## [What is expected]
Leave out the pictures and retype only the lines from the opening line to the line that holds "const [value, setValue]", both ends included.
-------- Supplied information --------
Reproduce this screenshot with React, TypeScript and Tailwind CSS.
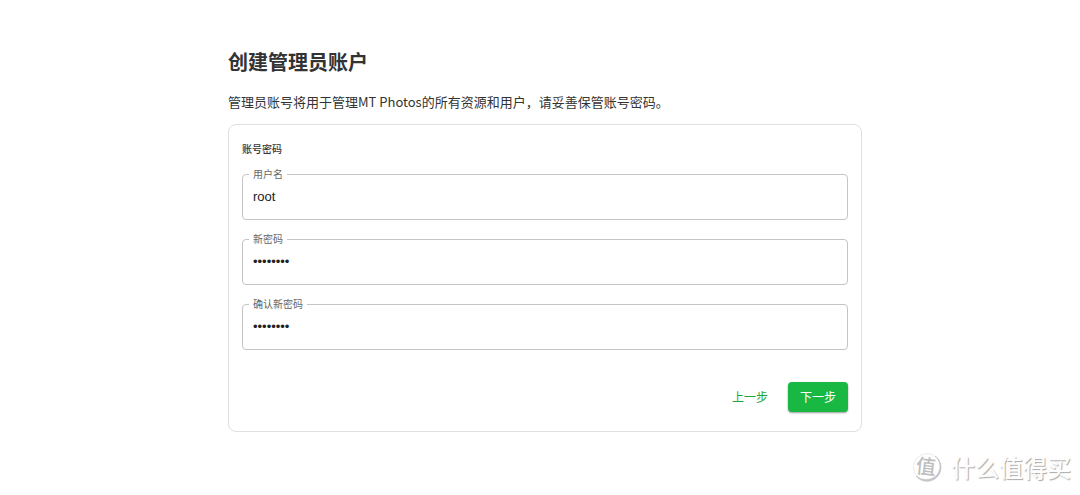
import { useState } from "react";

const cjk = "font-['Noto_Sans_CJK_SC',sans-serif]";

type FieldProps = {
  id: string;
  label: string;
  type: string;
  initial: string;
};

const OutlinedField = ({ id, label, type, initial }: FieldProps) => {
  const [value, setValue] = useState(initial);

  return (
    <fieldset className="min-w-0 rounded border border-[#c4c4c4] pl-1.5">
      <legend className="px-1 text-[10px] leading-[10px] text-[#666]">
        <label htmlFor={id}>{label}</label>
      </legend>
      <input
        id={id}
        type={type}
        value={value}
        onChange={(e) => setValue(e.target.value)}
        className="mb-1.5 block h-[34px] w-full bg-transparent px-1 font-['Liberation_Sans',sans-serif] text-[13px] text-[#222] outline-none"
      />
    </fieldset>
  );
};

const Watermark = () => (
  <div className="pointer-events-none absolute right-[9px] bottom-2.5 flex items-center gap-2 text-[#fdfdfd]">
    <svg viewBox="0 0 32 32" className="h-8 w-8 overflow-visible">
      <circle cx="16" cy="16" r="13.5" fill="none" stroke="#ececec" strokeWidth="1" />
      <path
        d="M24 5A13.8 13.8 0 0 1 26 26A14 14 0 0 1 5 25A15 15 0 0 0 25 25A13.2 13.2 0 0 0 24 5Z"
        fill="#c4c4c4"
        stroke="#c4c4c4"
        strokeWidth="0.8"
      />
      <text
        x="15"
        y="23"
        textAnchor="middle"
        fontSize="20"
        fontWeight="500"
        fill="#bebebe"
        fontFamily="Noto Sans CJK SC"
        transform="rotate(6 16 16)"
      >
        值
      </text>
    </svg>
    <span className="text-[24px] leading-9 font-medium [text-shadow:1px_1px_1px_#aaa]">什么值得买</span>
  </div>
);

export default function App() {
  return (
    <div className={`relative min-h-screen bg-white text-[#333] ${cjk}`}>
      <main className="mx-auto w-full max-w-[644px] pt-12 pl-2.5">
        {/* Heading */}
        <h1 className="text-[20px] leading-7 font-bold">创建管理员账户</h1>
        <p className="mt-4 text-[13px] leading-5">
          管理员账号将用于管理MT Photos的所有资源和用户，请妥善保管账号密码。
        </p>

        {/* Account form */}
        <form
          onSubmit={(e) => e.preventDefault()}
          className="mt-3 rounded-lg border border-[#e0e0e0] px-[13px] pt-4 pb-[19px]"
        >
          <h2 className="text-[10px] leading-4 font-medium">账号密码</h2>
          <div className="mt-3 flex flex-col gap-3.5">
            <OutlinedField id="username" label="用户名" type="text" initial="root" />
            <OutlinedField id="password" label="新密码" type="password" initial="password" />
            <OutlinedField id="confirm" label="确认新密码" type="password" initial="password" />
          </div>

          {/* Actions */}
          <div className="mt-8 flex justify-end gap-2">
            <button type="button" className="h-[30px] rounded px-3 text-[12px] text-[#19a83f]">
              上一步
            </button>
            <button
              type="submit"
              className="h-[30px] rounded bg-[#19b843] px-3 text-[12px] text-white shadow-[0_1px_2px_rgba(0,0,0,0.4)]"
            >
              下一步
            </button>
          </div>
        </form>
      </main>
      <Watermark />
    </div>
  );
}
--------
## [Task response]
Reproduce this screenshot with React, TypeScript and Tailwind CSS.
import { useState } from "react";

const cjk = "font-['Noto_Sans_CJK_SC',sans-serif]";

type FieldProps = {
  id: string;
  label: string;
  type: string;
  initial: string;
};

const OutlinedField = ({ id, label, type, initial }: FieldProps) => {
  const [value, setValue] = useState(initial);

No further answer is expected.